Fans of any club, especially at the elite level of the game will always disagree on the ability of players, transfer targets etc. and those disagreements are often amplified because of social media. In the words of one hit wonder and Canadian musician, Daniel Powter, ’You’ve had a bad day’ and you vent on Twitter or a forum about West Ham’s recent inactivity in the transfer window. It’s understandable but relative to where the club has been and the players in recent windows that have arrived, there’s certainly reason to be positive.
My six a side team played in a top of the table clash on Monday, we came out with a good 3-1 win which for the first time means we are top of the league. As is the way with six a side, some of the teams we face sometimes are lacking numbers and we win fairly comfortably. However we do also encounter difficult opponents regularly. We all want to win or be successful in whatever we do, but sometimes, in the case of football beating a weaker side is not all that enjoyable or beneficial. As a team we always learn more and improve when we play better opposition and have to be more organised. My rather long winded point in relation to West Ham and the transfer window relates to six a side and facing different qualities of opposition. West Ham could probably acquire a striker for example with relative ease and not have to blow the budget but chances are fans would complain that the club haven’t been more ambitious and spent more money! Similarly, when the club pursues the likes of Maxi Gomez for a substantial fee and the saga drags on for a while, people complain that the club are punching above their weight/it is unrealistic.

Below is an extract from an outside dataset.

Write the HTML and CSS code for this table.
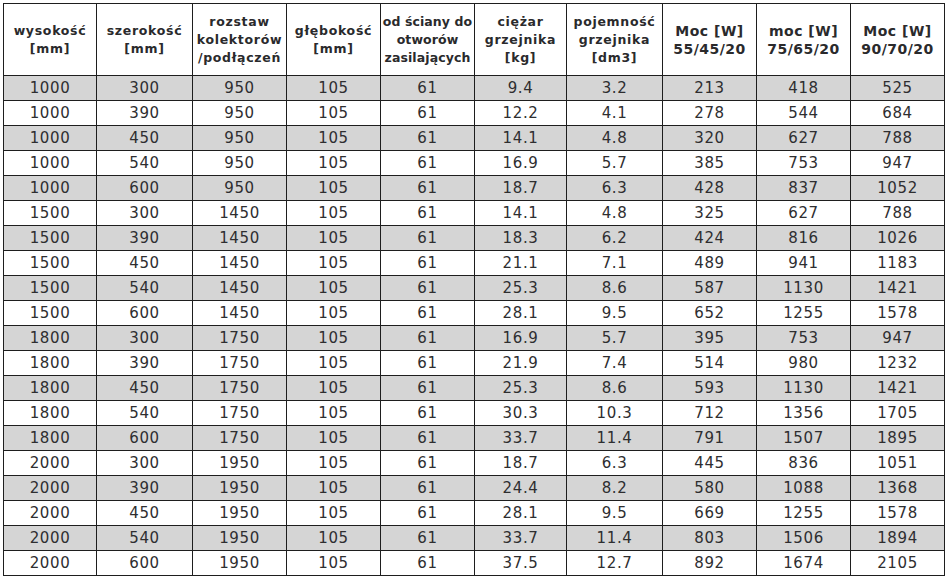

Pellegrini has been vocal about his desire to push the club into the European positions. The question is, do we need a £40 million pound striker to elevate us to Europa League status? Do we actually need to be in the Europa League to attract the calibre of striker that Pellegrini wants? I would hope that the prospect of living in London, playing in the most competitive league in the world and a handsome wage would attract a striker that could realistically play for a team already competing in Europe. Alas, I hope the club is learning from these transfer negotiations much like we learn when we play football against better footballers.
Without knowing the very specific intricacies of transfer negotiations, and having no sources close to the club, it can be frustrating deciphering what might be true and what is wildly inaccurate! The fact of the matter is regardless of which players the club sign before the window closes, negotiations will not be completed overnight given there are always various dominos which have to fall into place.
One case you could make for acquiring a slightly cheaper forward is that then the club may still have some funds to search for another holding midfielder and perhaps a left back. It will be interesting to see what happens, with the arrival of Pablo Fornals combined with the return from injury for Yarmolenko plus a more experienced Anderson, and then the likes of Lanzini and Antonio you would hope for decent goal production from them. If they can all pull their weight with regards to goals and assists and stay healthy (a lot of luck required) that certainly should reduce the pressure of Hernandez and whomever else arrives.
You often have to encounter negativity when it comes to matters of football on social media, and in the case of West Ham fans I think some panic is starting to set in. Realistically, there is definitely still time to sign some good players who are attracted by Pellegrini’s project, and Husillos appears to move quickly with negotiations when a primary target is identified. There are areas of the team that could still be improved and I’m sure Pellegrini knows that, but we will be heading into this season with some exciting attacking talent and we must hope we can stay balanced while playing some positive football.